Once there, the importance of high-quality advice becomes obvious. The issue of intellectual property (IP) protection, for example, looms large for any company doing business in China, and for technology-led UK firms the problem is particularly acute. Indeed, worries about the integrity of IP is cited by overseas companies as one of the main deterrents to trading in the country following horror stories about designs being copied, forged, stolen or otherwise abused, with little protection for the patent holder.

McTaggart said the Chinese authorities recognised the damage this was doing to their inward investment prospects and have busily set about putting comprehensive legislation in place.

Unfortunately, the supertanker effect applies again, and enforcement of the regulations across the vast Chinese economy is still patchy.

‘The difficulty is that when you get down to the grass roots of business there is still sometimes very little protection,’ said McTaggart.

The prudent course of action is to take legal advice before exposing IP to the Chinese market, not least to ensure that it is properly covered by what protection the law allows.

Indeed, according to McTaggart, guidance is essential not just over IP but on all the legal implications of doing business in China. ‘UK companies are used to all the protection of contract law, which doesn’t necessarily mean the same thing in China as it does here,’ he said.

Legal problems are not the only potential pitfalls awaiting novices in China.

Cultural factors also assume far greater significance than they would doing business in, for example, the US or another EU state.

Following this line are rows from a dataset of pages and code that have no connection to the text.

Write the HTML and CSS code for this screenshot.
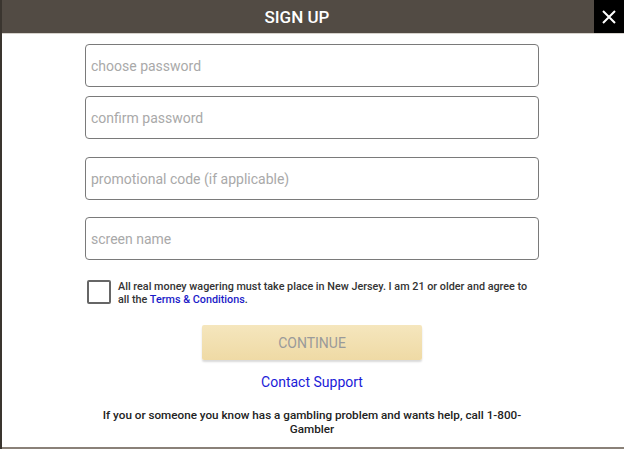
FILE: index.html
```html
<!DOCTYPE html>
<html lang="en">
<head>
  <meta charset="UTF-8" />
  <title>Sign Up</title>
  <link rel="stylesheet" href="styles.css">
</head>
<body>
  <div class="modal">
    <!-- Header -->
    <div class="modal-header">
      <h1 class="title">SIGN UP</h1>
      <button class="close-btn" aria-label="Close">
        <svg width="16" height="16" viewBox="0 0 16 16">
          <path d="M2 2 L14 14 M14 2 L2 14" stroke="#fff" stroke-width="2" fill="none"/>
        </svg>
      </button>
    </div>

    <form class="form">
      <div class="group">
        <input class="field" type="password" placeholder="choose password" />
        <input class="field" type="password" placeholder="confirm password" />
      </div>
      <input class="field" type="text" placeholder="promotional code (if applicable)" />
      <input class="field" type="text" placeholder="screen name" />

      <label class="agree">
        <span class="checkbox"></span>
        <span class="agree-text">All real money wagering must take place in New Jersey. I am 21 or older and agree to all the <a href="#">Terms &amp; Conditions</a>.</span>
      </label>

      <button type="button" class="continue-btn">CONTINUE</button>

      <a class="support" href="#">Contact Support</a>

      <p class="help">If you or someone you know has a gambling problem and wants help, call 1-800-Gambler</p>
    </form>
  </div>
</body>
</html>
```
FILE: styles.css
```css
* {
  box-sizing: border-box;
}

body {
  margin: 0;
  font-family: Roboto, 'Noto Sans', sans-serif;
  background-color: #3a352f;
}

.modal {
  width: 622px;
  height: 449px;
  margin-left: 2px;
  background-color: #fff;
  border-bottom: 2px solid #8a8178;
  overflow: hidden;
}

.modal-header {
  display: flex;
  height: 34px;
  border-bottom: 1px solid #d6d2cc;
  margin-left: -2px;
}

.title {
  flex: 1;
  margin: 0;
  background-color: #524b44;
  color: #fff;
  font-size: 17px;
  font-weight: 500;
  line-height: 34px;
  text-align: center;
}

.close-btn {
  width: 30px;
  border: none;
  padding: 0;
  background-color: #000;
  display: flex;
  align-items: center;
  justify-content: center;
  cursor: pointer;
}

.form {
  width: 454px;
  margin: 10px 0 0 83px;
  display: flex;
  flex-direction: column;
}

.group {
  display: flex;
  flex-direction: column;
  gap: 9px;
  margin-bottom: 18px;
}

.field {
  height: 43px;
  width: 100%;
  border: 1.5px solid #7a7a7a;
  border-radius: 4px;
  padding: 0 5px;
  font-family: inherit;
  font-size: 14px;
  color: #333;
}

.form > .field {
  margin-bottom: 17px;
}

.field::placeholder {
  color: #a9a9a9;
}

.agree {
  display: flex;
  align-items: flex-start;
  gap: 7px;
  margin: 3px 0 0 2px;
}

.checkbox {
  flex: none;
  width: 24px;
  height: 24px;
  border: 2px solid #666;
  border-radius: 2px;
}

.agree-text {
  font-size: 10.8px;
  font-weight: 500;
  line-height: 13px;
  color: #333;
}

.agree-text a {
  color: #1b1bc8;
  text-decoration: none;
}

.continue-btn {
  align-self: center;
  width: 220px;
  height: 35px;
  margin-top: 19px;
  border: none;
  border-radius: 2px;
  background: linear-gradient(#f5e6bd, #efdaa5);
  box-shadow: 0 2px 2px rgba(0, 0, 0, 0.15);
  color: #9a9a9a;
  font-family: inherit;
  font-size: 14px;
  font-weight: 400;
}

.support {
  align-self: center;
  margin-top: 14px;
  color: #1b1bd8;
  font-size: 14px;
  text-decoration: none;
}

.help {
  margin: 18px 0 0 0;
  text-align: center;
  font-size: 11.7px;
  font-weight: 500;
  line-height: 14px;
  color: #222;
}
```
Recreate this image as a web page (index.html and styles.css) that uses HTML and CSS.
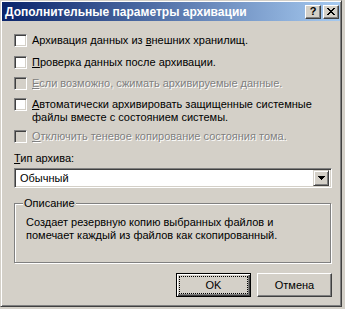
FILE: index.html
```html
<!DOCTYPE html>
<html lang="ru">
<head>
  <meta charset="UTF-8" />
  <title>Дополнительные параметры архивации</title>
  <link rel="stylesheet" href="styles.css">
</head>
<body>

  <div class="window">
    <div class="titlebar">
      <span class="title">Дополнительные параметры архивации</span>
      <div class="caption-buttons">
        <span class="cap-btn">?</span>
        <span class="cap-btn">
          <svg width="8" height="7" viewBox="0 0 8 7" shape-rendering="crispEdges">
            <path d="M0 0h2v1h-2zM6 0h2v1h-2zM1 1h2v1h-2zM5 1h2v1h-2zM2 2h4v1h-4zM3 3h2v1h-2zM2 4h4v1h-4zM1 5h2v1h-2zM5 5h2v1h-2zM0 6h2v1h-2zM6 6h2v1h-2z" fill="#000"/>
          </svg>
        </span>
      </div>
    </div>

    <div class="content">
      <div class="check row1">
        <span class="box"></span>
        <span class="text">Архивация данных из <u>в</u>нешних хранилищ.</span>
      </div>
      <div class="check row2">
        <span class="box"></span>
        <span class="text"><u>П</u>роверка данных после архивации.</span>
      </div>
      <div class="check row3 disabled">
        <span class="box"></span>
        <span class="text"><u>Е</u>сли возможно, сжимать архивируемые данные.</span>
      </div>
      <div class="check row4">
        <span class="box"></span>
        <span class="text"><u>А</u>втоматически архивировать защищенные системные<br>файлы вместе с состоянием системы.</span>
      </div>
      <div class="check row5 disabled">
        <span class="box"></span>
        <span class="text"><u>О</u>тключить теневое копирование состояния тома.</span>
      </div>

      <div class="field-label"><u>Т</u>ип архива:</div>
      <div class="combo">
        <span class="combo-value">Обычный</span>
        <span class="drop-btn">
          <svg width="7" height="4" viewBox="0 0 7 4" shape-rendering="crispEdges">
            <path d="M0 0h7v1h-7zM1 1h5v1h-5zM2 2h3v1h-3zM3 3h1v1h-1z" fill="#000"/>
          </svg>
        </span>
      </div>

      <div class="group">
        <span class="group-label">Описание</span>
        <p class="group-text">Создает резервную копию выбранных файлов и<br>помечает каждый из файлов как скопированный.</p>
      </div>

      <div class="buttons">
        <button class="btn default"><span class="focus">OK</span></button>
        <button class="btn">Отмена</button>
      </div>
    </div>
  </div>

</body>
</html>
```

FILE: styles.css
```css
body {
  margin: 0;
  background: #d4d0c8;
  font-family: "Liberation Sans", Arial, sans-serif;
  font-size: 11px;
  color: #000;
}
.window {
  width: 342px;
  height: 307px;
  box-sizing: border-box;
  padding: 1px;
  border: 1px solid;
  border-color: #d4d0c8 #404040 #404040 #d4d0c8;
  box-shadow: inset 1px 1px #fff, inset -1px -1px #808080;
  background: #d4d0c8;
}
.titlebar {
  height: 19px;
  display: flex;
  align-items: center;
  justify-content: space-between;
  padding-left: 3px;
  background: linear-gradient(to right, #0a246a, #a6caf0);
}
.title {
  color: #fff;
  font-weight: bold;
  font-size: 12px;
}
.caption-buttons {
  display: flex;
  gap: 2px;
  margin-right: 1px;
}
.cap-btn {
  width: 16px;
  height: 14px;
  box-sizing: border-box;
  display: flex;
  align-items: center;
  justify-content: center;
  background: #d4d0c8;
  border: 1px solid;
  border-color: #fff #404040 #404040 #fff;
  box-shadow: inset -1px -1px #808080;
  font-weight: bold;
  font-size: 11px;
  line-height: 1;
}
.content {
  padding: 13px 8px 0 12px;
}
.check {
  display: flex;
  align-items: flex-start;
  line-height: 13px;
}
.row2 { margin-top: 9px; }
.row3 { margin-top: 8px; }
.row4 { margin-top: 8px; }
.row5 { margin-top: 6px; }
.box {
  width: 13px;
  height: 13px;
  flex: none;
  box-sizing: border-box;
  border: 1px solid;
  border-color: #808080 #fff #fff #808080;
  box-shadow: inset 1px 1px #404040, inset -1px -1px #d4d0c8;
  background: #fff;
}
.text {
  margin-left: 5px;
}
.disabled .box {
  background: #d4d0c8;
}
.disabled .text {
  color: #808080;
  text-shadow: 1px 1px 0 #fff;
}
.field-label {
  margin-top: 9px;
  line-height: 13px;
}
.combo {
  margin-top: 3px;
  width: 318px;
  height: 20px;
  box-sizing: border-box;
  display: flex;
  align-items: center;
  justify-content: space-between;
  border: 1px solid;
  border-color: #808080 #fff #fff #808080;
  box-shadow: inset 1px 1px #404040, inset -1px -1px #d4d0c8;
  background: #fff;
  padding: 2px;
}
.combo-value {
  padding-left: 3px;
}
.drop-btn {
  width: 16px;
  height: 16px;
  box-sizing: border-box;
  display: flex;
  align-items: center;
  justify-content: center;
  background: #d4d0c8;
  border: 1px solid;
  border-color: #d4d0c8 #404040 #404040 #d4d0c8;
  box-shadow: inset 1px 1px #fff, inset -1px -1px #808080;
}
.group {
  position: relative;
  margin-top: 15px;
  width: 317px;
  height: 60px;
  box-sizing: border-box;
  border: 1px solid #808080;
  box-shadow: inset 1px 1px #fff, 1px 1px #fff;
}
.group-label {
  position: absolute;
  top: -7px;
  left: 8px;
  padding: 0 1px;
  background: #d4d0c8;
  line-height: 13px;
}
.group-text {
  margin: 12px 0 0 11px;
  line-height: 13px;
}
.buttons {
  display: flex;
  justify-content: flex-end;
  gap: 6px;
  margin-top: 10px;
  width: 318px;
}
.btn {
  width: 75px;
  height: 24px;
  box-sizing: border-box;
  margin: 0;
  padding: 0;
  font-family: inherit;
  font-size: 11px;
  color: #000;
  background: #d4d0c8;
  border: 1px solid;
  border-color: #fff #404040 #404040 #fff;
  box-shadow: inset -1px -1px #808080, inset 1px 1px #d4d0c8;
}
.btn.default {
  border: 1px solid #000;
  box-shadow: inset 1px 1px #fff, inset -1px -1px #404040, inset -2px -2px #808080;
  padding: 2px;
}
.focus {
  display: flex;
  align-items: center;
  justify-content: center;
  height: 100%;
  box-sizing: border-box;
  border: 1px dotted #000;
}
```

The issue of corruption, in particular, has attracted widespread attention in the West. UKTI, which has produced a useful guide for first-timers in the Chinese market, is clear on the subject. ‘Anyone doing business in China is likely to encounter or hear of corruption in one form or another. Historically, practices such as facilitation payments, bribes and giving and receiving expensive gifts in order to develop relationships were often regarded as a normal part of doing business.’

UKTI says this is still the case in some areas, although the situation seems to be improving.

For all the above challenges, plenty of UK SMEs are winning new business by operating in China. ‘There are tremendous opportunities, and if you have what they need and take the right advice can be a positive move,’ said McTaggart.